KUTAI KARTANEGARA – Upaya mediasi antara warga pemilik lahan di Blok Betikan, Dusun Mukti Jaya, Desa Jonggon Jaya, dengan PT Niagamas Gemilang kembali menemui jalan buntu. Pertemuan yang digelar di Ruang Rapat Sawit, Dinas Perkebunan (Disbun) Kutai Kartanegara (Kukar), Tenggarong, Rabu (13/08/2025), berlangsung tegang karena tidak adanya titik temu terkait skema bagi hasil kebun sawit yang telah beroperasi lebih dari tujuh tahun tanpa kemitraan resmi.
Warga yang hadir menegaskan bahwa lahan yang mereka klaim telah ditanami kelapa sawit oleh perusahaan sejak lama, namun hingga kini tidak ada surat keputusan (SK) kemitraan maupun perjanjian tertulis yang mengatur hak dan kewajiban masing-masing pihak.
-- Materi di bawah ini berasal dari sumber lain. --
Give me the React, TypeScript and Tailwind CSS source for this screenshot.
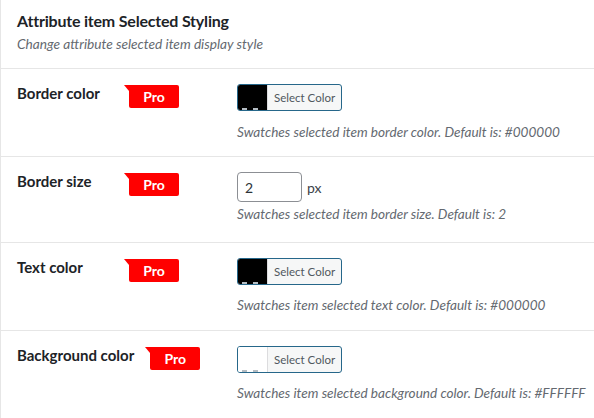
import React from "react";

const font = { fontFamily: "Lato, 'Open Sans', sans-serif" };

function ProBadge() {
  return (
    <span className="relative ml-[16px] inline-flex h-[23px] w-[50px] items-center justify-center rounded-b-[2px] rounded-tr-[2px] bg-[#ff0000] text-[14px] font-bold text-white">
      <span className="absolute left-[-5px] top-0 h-0 w-0 border-l-[5px] border-t-[6px] border-l-transparent border-t-[#ff0000]" />
      Pro
    </span>
  );
}

function ColorButton({ color }: { color: string }) {
  return (
    <button className="flex h-[27px] w-[105px] overflow-hidden rounded-[3px] border border-[#26678a] bg-[#f6f7f7] text-left">
      <span className="relative h-full w-[30px] shrink-0 border-r border-[#dcdcde]" style={{ background: color }}>
        <span className="absolute bottom-0 left-[4px] h-[2px] w-[5px] bg-[#b4bcc2]" />
        <span className="absolute bottom-0 left-[15px] h-[2px] w-[5px] bg-[#b4bcc2]" />
      </span>
      <span className="flex flex-1 items-center pl-[6px] text-[11.5px] text-[#50575e]">Select Color</span>
    </button>
  );
}

function SizeInput() {
  return (
    <div className="flex items-center">
      <div className="flex h-[30px] w-[65px] items-center rounded-[4px] border border-[#8c8f94] bg-white pl-[7px] text-[14px] text-[#2c3338]">
        2
      </div>
      <span className="ml-[5px] text-[14px] text-[#3c434a]">px</span>
    </div>
  );
}

function Row({
  label,
  control,
  desc,
  descGap,
  height,
}: {
  label: string;
  control: React.ReactNode;
  desc: string;
  descGap: string;
  height: string;
}) {
  return (
    <div className={`flex ${height} border-t border-[#e6e6e6]`}>
      <div className="flex w-[236px] shrink-0 items-start pl-[16px] pt-[15px]">
        <span className="inline-block min-w-[96px] text-[15px] font-bold leading-[18px] text-[#1d2327]">{label}</span>
        <span>
          <ProBadge />
        </span>
      </div>
      <div className="flex flex-col pt-[15px]">
        {control}
        <p className={`${descGap} text-[13.6px] italic text-[#646970]`}>{desc}</p>
      </div>
    </div>
  );
}

export default function App() {
  return (
    <div className="h-[418px] w-[594px] overflow-hidden border-l border-[#e6e6e6] bg-white" style={font}>
      <div className="h-[68px] pl-[16px] pt-[10px]">
        <h2 className="text-[16px] font-bold leading-[22px] tracking-[-0.2px] text-[#1d2327]">
          Attribute item Selected Styling
        </h2>
        <p className="mt-[2px] text-[13.7px] italic text-[#646970]">Change attribute selected item display style</p>
      </div>
      <Row
        label="Border color"
        control={<ColorButton color="#000000" />}
        desc="Swatches selected item border color. Default is: #000000"
        descGap="mt-[11px]"
        height="h-[88px]"
      />
      <Row
        label="Border size"
        control={<SizeInput />}
        desc="Swatches selected item border size. Default is: 2"
        descGap="mt-[2px]"
        height="h-[86px]"
      />
      <Row
        label="Text color"
        control={<ColorButton color="#000000" />}
        desc="Swatches item selected text color. Default is: #000000"
        descGap="mt-[10px]"
        height="h-[88px]"
      />
      <Row
        label="Background color"
        control={<ColorButton color="#ffffff" />}
        desc="Swatches item selected background color. Default is: #FFFFFF"
        descGap="mt-[10px]"
        height="h-[88px]"
      />
    </div>
  );
}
Situasi ini membuat masyarakat tidak pernah menerima bagian hasil yang seharusnya menjadi hak mereka.
Perusahaan sendiri mengakui bahwa belum ada dokumen kemitraan. Namun, PT Niagamas Gemilang menyatakan telah menyisihkan 10 persen hasil kebun bagi masyarakat. Pembagian tersebut tertunda karena adanya ketidakjelasan status kepemilikan lahan, terutama setelah muncul sejumlah sertifikat baru di area yang sama.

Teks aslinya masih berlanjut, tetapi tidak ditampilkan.